_Information shown_.
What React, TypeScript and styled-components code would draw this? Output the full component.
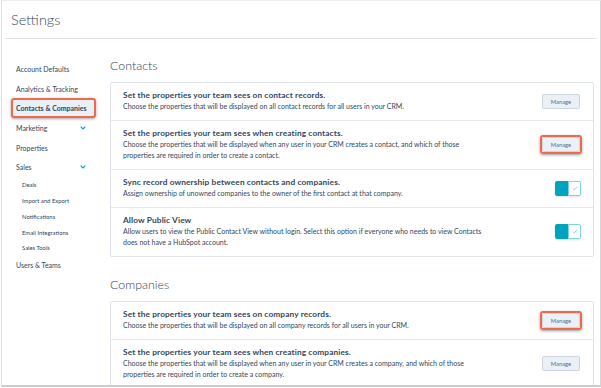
import styled, { createGlobalStyle } from "styled-components";

const GlobalStyle = createGlobalStyle`
  html, body {
    margin: 0;
    padding: 0;
    background: #ffffff;
  }
  body {
    font-family: Lato, "Open Sans", "Liberation Sans", sans-serif;
    color: #33475b;
  }
`;

const Frame = styled.div`
  box-sizing: border-box;
  margin-left: 1px;
  width: 600px;
  height: 387px;
  border-top: 1px solid #eeeeee;
  border-left: 1px solid #e2e2e2;
  border-right: 1px solid #d6d6d6;
  border-bottom: 2px solid #cccccc;
  overflow: hidden;
  display: flex;
  flex-direction: column;
`;

const Header = styled.header`
  height: 37px;
  margin: 0 3px;
  padding-left: 6px;
  border-bottom: 1px solid #dfe3eb;
  display: flex;
  align-items: center;
`;

const PageTitle = styled.h1`
  margin: 0;
  font-size: 14.4px;
  font-weight: 300;
  color: #33475b;
`;

const Body = styled.div`
  display: grid;
  grid-template-columns: 108px 1fr;
  flex: 1;
  min-height: 0;
`;

const Sidebar = styled.nav`
  padding-top: 20px;
  display: flex;
  flex-direction: column;
`;

interface NavItemProps {
  $active?: boolean;
}

const NavItem = styled.div<NavItemProps>`
  margin-left: 9px;
  width: 85px;
  box-sizing: border-box;
  height: 19.7px;
  padding: 0 10px 0 5px;
  display: flex;
  align-items: center;
  justify-content: space-between;
  white-space: nowrap;
  font-size: 7px;
  font-weight: ${({ $active }) => ($active ? 700 : 400)};
  color: #33475b;
  border-radius: 3px;
  background: ${({ $active }) => ($active ? "#eaf0f6" : "transparent")};
  box-shadow: ${({ $active }) =>
    $active ? "inset 0 0 0 2px #ec6b4c, 0 1px 3px rgba(0, 0, 0, 0.35)" : "none"};
`;

const SubItem = styled.div`
  margin-left: 20px;
  height: 15.7px;
  display: flex;
  align-items: center;
  font-size: 5.9px;
  color: #33475b;
`;

const Main = styled.main`
  padding: 18px 6px 0 0;
`;

const SectionTitle = styled.h2<{ $first?: boolean }>`
  margin: ${({ $first }) => ($first ? "0" : "19px")} 0 7px 0;
  height: 18px;
  line-height: 18px;
  font-size: 12.4px;
  font-weight: 300;
  color: #33475b;
`;

const Card = styled.section`
  border: 1px solid #dfe3eb;
  border-radius: 2px;
  background: #ffffff;
`;

const Row = styled.div`
  display: flex;
  align-items: center;
  justify-content: space-between;
  padding: 7px 11px 8px 12px;
  & + & {
    border-top: 1px solid #e5e9f0;
  }
`;

const RowText = styled.div`
  white-space: nowrap;
`;

const RowTitle = styled.div`
  font-size: 8.3px;
  font-weight: 700;
  letter-spacing: 0.12px;
  line-height: 11px;
  color: #33475b;
`;

const RowDesc = styled.div`
  font-size: 7px;
  line-height: 11px;
  color: #33475b;
`;

const Highlight = styled.div<{ $on?: boolean }>`
  padding: 2px;
  border-radius: 3px;
  box-shadow: ${({ $on }) =>
    $on ? "inset 0 0 0 2px #ec6b4c, 0 1px 3px rgba(0, 0, 0, 0.4)" : "none"};
`;

const ManageButton = styled.button`
  width: 38px;
  height: 15px;
  padding: 0;
  border: 1px solid #cbd6e2;
  border-radius: 2px;
  background: #eaf0f6;
  font-family: inherit;
  font-size: 5.8px;
  color: #506e91;
  display: flex;
  align-items: center;
  justify-content: center;
`;

const Toggle = styled.div`
  width: 26px;
  height: 15px;
  display: flex;
  margin-right: 1px;
  box-shadow: 0 1px 2px rgba(0, 0, 0, 0.12);
`;

const ToggleTrack = styled.div`
  width: 13px;
  background: #00a4bd;
  border-radius: 2px 0 0 2px;
`;

const ToggleKnob = styled.div`
  box-sizing: border-box;
  width: 13px;
  border: 1px solid #7fd1de;
  border-radius: 0 2px 2px 0;
  background: #ffffff;
  display: flex;
  align-items: center;
  justify-content: center;
`;

const Chevron = () => (
  <svg width="6" height="4" viewBox="0 0 6 4">
    <polyline points="0.7,0.7 3,3 5.3,0.7" fill="none" stroke="#00a4bd" strokeWidth="1.2" />
  </svg>
);

const Check = () => (
  <svg width="6" height="5" viewBox="0 0 6 5">
    <polyline points="0.8,2.6 2.2,3.9 5.2,0.9" fill="none" stroke="#7fd1de" strokeWidth="0.9" />
  </svg>
);

type Control = "manage" | "manage-hl" | "toggle";

interface Setting {
  title: string;
  desc: string[];
  control: Control;
}

const contacts: Setting[] = [
  {
    title: "Set the properties your team sees on contact records.",
    desc: ["Choose the properties that will be displayed on all contact records for all users in your CRM."],
    control: "manage",
  },
  {
    title: "Set the properties your team sees when creating contacts.",
    desc: [
      "Choose the properties that will be displayed when any user in your CRM creates a contact, and which of those",
      "properties are required in order to create a contact.",
    ],
    control: "manage-hl",
  },
  {
    title: "Sync record ownership between contacts and companies.",
    desc: ["Assign ownership of unowned companies to the owner of the first contact at that company."],
    control: "toggle",
  },
  {
    title: "Allow Public View",
    desc: [
      "Allow users to view the Public Contact View without login. Select this option if everyone who needs to view Contacts",
      "does not have a HubSpot account.",
    ],
    control: "toggle",
  },
];

const companies: Setting[] = [
  {
    title: "Set the properties your team sees on company records.",
    desc: ["Choose the properties that will be displayed on all company records for all users in your CRM."],
    control: "manage-hl",
  },
  {
    title: "Set the properties your team sees when creating companies.",
    desc: [
      "Choose the properties that will be displayed when any user in your CRM creates a company, and which of those",
      "properties are required in order to create a company.",
    ],
    control: "manage",
  },
];

const renderControl = (control: Control) => {
  if (control === "toggle") {
    return (
      <Toggle>
        <ToggleTrack />
        <ToggleKnob>
          <Check />
        </ToggleKnob>
      </Toggle>
    );
  }
  return (
    <Highlight $on={control === "manage-hl"}>
      <ManageButton>Manage</ManageButton>
    </Highlight>
  );
};

const SettingsCard = ({ items }: { items: Setting[] }) => (
  <Card>
    {items.map((item) => (
      <Row key={item.title}>
        <RowText>
          <RowTitle>{item.title}</RowTitle>
          {item.desc.map((line) => (
            <RowDesc key={line}>{line}</RowDesc>
          ))}
        </RowText>
        {renderControl(item.control)}
      </Row>
    ))}
  </Card>
);

export default function App() {
  return (
    <>
      <GlobalStyle />
      <Frame>
        <Header>
          <PageTitle>Settings</PageTitle>
        </Header>
        <Body>
          <Sidebar>
            <NavItem>Account Defaults</NavItem>
            <NavItem>Analytics &amp; Tracking</NavItem>
            <NavItem $active>Contacts &amp; Companies</NavItem>
            <NavItem>
              Marketing
              <Chevron />
            </NavItem>
            <NavItem>Properties</NavItem>
            <NavItem>
              Sales
              <Chevron />
            </NavItem>
            <SubItem>Deals</SubItem>
            <SubItem>Import and Export</SubItem>
            <SubItem>Notifications</SubItem>
            <SubItem>Email Integrations</SubItem>
            <SubItem>Sales Tools</SubItem>
            <NavItem>Users &amp; Teams</NavItem>
          </Sidebar>
          <Main>
            <SectionTitle $first>Contacts</SectionTitle>
            <SettingsCard items={contacts} />
            <SectionTitle>Companies</SectionTitle>
            <SettingsCard items={companies} />
          </Main>
        </Body>
      </Frame>
    </>
  );
}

_Task description_.
Reproduce the material word for word, minus the images.

_Answer to this task_.
What React, TypeScript and styled-components code would draw this? Output the full component.
import styled, { createGlobalStyle } from "styled-components";

const GlobalStyle = createGlobalStyle`
  html, body {
    margin: 0;
    padding: 0;
    background: #ffffff;
  }
  body {
    font-family: Lato, "Open Sans", "Liberation Sans", sans-serif;
    color: #33475b;
  }
`;

const Frame = styled.div`
  box-sizing: border-box;
  margin-left: 1px;
  width: 600px;
  height: 387px;
  border-top: 1px solid #eeeeee;
  border-left: 1px solid #e2e2e2;
  border-right: 1px solid #d6d6d6;
  border-bottom: 2px solid #cccccc;
  overflow: hidden;
  display: flex;
  flex-direction: column;
`;

const Header = styled.header`
  height: 37px;
  margin: 0 3px;
  padding-left: 6px;
  border-bottom: 1px solid #dfe3eb;
  display: flex;
  align-items: center;
`;

const PageTitle = styled.h1`
  margin: 0;
  font-size: 14.4px;
  font-weight: 300;
  color: #33475b;
`;

const Body = styled.div`
  display: grid;
  grid-template-columns: 108px 1fr;
  flex: 1;
  min-height: 0;
`;

const Sidebar = styled.nav`
  padding-top: 20px;
  display: flex;
  flex-direction: column;
`;

interface NavItemProps {
  $active?: boolean;
}

const NavItem = styled.div<NavItemProps>`
  margin-left: 9px;
  width: 85px;
  box-sizing: border-box;
  height: 19.7px;
  padding: 0 10px 0 5px;
  display: flex;
  align-items: center;
  justify-content: space-between;
  white-space: nowrap;
  font-size: 7px;
  font-weight: ${({ $active }) => ($active ? 700 : 400)};
  color: #33475b;
  border-radius: 3px;
  background: ${({ $active }) => ($active ? "#eaf0f6" : "transparent")};
  box-shadow: ${({ $active }) =>
    $active ? "inset 0 0 0 2px #ec6b4c, 0 1px 3px rgba(0, 0, 0, 0.35)" : "none"};
`;

const SubItem = styled.div`
  margin-left: 20px;
  height: 15.7px;
  display: flex;
  align-items: center;
  font-size: 5.9px;
  color: #33475b;
`;

const Main = styled.main`
  padding: 18px 6px 0 0;
`;

const SectionTitle = styled.h2<{ $first?: boolean }>`
  margin: ${({ $first }) => ($first ? "0" : "19px")} 0 7px 0;
  height: 18px;
  line-height: 18px;
  font-size: 12.4px;
  font-weight: 300;
  color: #33475b;
`;

const Card = styled.section`
  border: 1px solid #dfe3eb;
  border-radius: 2px;
  background: #ffffff;
`;

const Row = styled.div`
  display: flex;
  align-items: center;
  justify-content: space-between;
  padding: 7px 11px 8px 12px;
  & + & {
    border-top: 1px solid #e5e9f0;
  }
`;

const RowText = styled.div`
  white-space: nowrap;
`;

const RowTitle = styled.div`
  font-size: 8.3px;
  font-weight: 700;
  letter-spacing: 0.12px;
  line-height: 11px;
  color: #33475b;
`;

const RowDesc = styled.div`
  font-size: 7px;
  line-height: 11px;
  color: #33475b;
`;

const Highlight = styled.div<{ $on?: boolean }>`
  padding: 2px;
  border-radius: 3px;
  box-shadow: ${({ $on }) =>
    $on ? "inset 0 0 0 2px #ec6b4c, 0 1px 3px rgba(0, 0, 0, 0.4)" : "none"};
`;

const ManageButton = styled.button`
  width: 38px;
  height: 15px;
  padding: 0;
  border: 1px solid #cbd6e2;
  border-radius: 2px;
  background: #eaf0f6;
  font-family: inherit;
  font-size: 5.8px;
  color: #506e91;
  display: flex;
  align-items: center;
  justify-content: center;
`;

const Toggle = styled.div`
  width: 26px;
  height: 15px;
  display: flex;
  margin-right: 1px;
  box-shadow: 0 1px 2px rgba(0, 0, 0, 0.12);
`;

const ToggleTrack = styled.div`
  width: 13px;
  background: #00a4bd;
  border-radius: 2px 0 0 2px;
`;

const ToggleKnob = styled.div`
  box-sizing: border-box;
  width: 13px;
  border: 1px solid #7fd1de;
  border-radius: 0 2px 2px 0;
  background: #ffffff;
  display: flex;
  align-items: center;
  justify-content: center;
`;

const Chevron = () => (
  <svg width="6" height="4" viewBox="0 0 6 4">
    <polyline points="0.7,0.7 3,3 5.3,0.7" fill="none" stroke="#00a4bd" strokeWidth="1.2" />
  </svg>
);

const Check = () => (
  <svg width="6" height="5" viewBox="0 0 6 5">
    <polyline points="0.8,2.6 2.2,3.9 5.2,0.9" fill="none" stroke="#7fd1de" strokeWidth="0.9" />
  </svg>
);

type Control = "manage" | "manage-hl" | "toggle";

interface Setting {
  title: string;
  desc: string[];
  control: Control;
}

const contacts: Setting[] = [
  {
    title: "Set the properties your team sees on contact records.",
    desc: ["Choose the properties that will be displayed on all contact records for all users in your CRM."],
    control: "manage",
  },
  {
    title: "Set the properties your team sees when creating contacts.",
    desc: [
      "Choose the properties that will be displayed when any user in your CRM creates a contact, and which of those",
      "properties are required in order to create a contact.",
    ],
    control: "manage-hl",
  },
  {
    title: "Sync record ownership between contacts and companies.",
    desc: ["Assign ownership of unowned companies to the owner of the first contact at that company."],
    control: "toggle",
  },
  {
    title: "Allow Public View",
    desc: [
      "Allow users to view the Public Contact View without login. Select this option if everyone who needs to view Contacts",
      "does not have a HubSpot account.",
    ],
    control: "toggle",
  },
];

const companies: Setting[] = [
  {
    title: "Set the properties your team sees on company records.",
    desc: ["Choose the properties that will be displayed on all company records for all users in your CRM."],
    control: "manage-hl",
  },
  {
    title: "Set the properties your team sees when creating companies.",
    desc: [
      "Choose the properties that will be displayed when any user in your CRM creates a company, and which of those",
      "properties are required in order to create a company.",
    ],
    control: "manage",
  },
];

const renderControl = (control: Control) => {
  if (control === "toggle") {
    return (
      <Toggle>
        <ToggleTrack />
        <ToggleKnob>
          <Check />
        </ToggleKnob>
      </Toggle>
    );
  }
  return (
    <Highlight $on={control === "manage-hl"}>
      <ManageButton>Manage</ManageButton>
    </Highlight>
  );
};

const SettingsCard = ({ items }: { items: Setting[] }) => (
  <Card>
    {items.map((item) => (
      <Row key={item.title}>
        <RowText>
          <RowTitle>{item.title}</RowTitle>
          {item.desc.map((line) => (
            <RowDesc key={line}>{line}</RowDesc>
          ))}
        </RowText>
        {renderControl(item.control)}
      </Row>
    ))}
  </Card>
);

export default function App() {
  return (
    <>
      <GlobalStyle />
      <Frame>
        <Header>
          <PageTitle>Settings</PageTitle>
        </Header>
        <Body>
          <Sidebar>
            <NavItem>Account Defaults</NavItem>
            <NavItem>Analytics &amp; Tracking</NavItem>
            <NavItem $active>Contacts &amp; Companies</NavItem>
            <NavItem>
              Marketing
              <Chevron />
            </NavItem>
            <NavItem>Properties</NavItem>
            <NavItem>
              Sales
              <Chevron />
            </NavItem>
            <SubItem>Deals</SubItem>
            <SubItem>Import and Export</SubItem>
            <SubItem>Notifications</SubItem>
            <SubItem>Email Integrations</SubItem>
            <SubItem>Sales Tools</SubItem>
            <NavItem>Users &amp; Teams</NavItem>
          </Sidebar>
          <Main>
            <SectionTitle $first>Contacts</SectionTitle>
            <SettingsCard items={contacts} />
            <SectionTitle>Companies</SectionTitle>
            <SettingsCard items={companies} />
          </Main>
        </Body>
      </Frame>
    </>
  );
}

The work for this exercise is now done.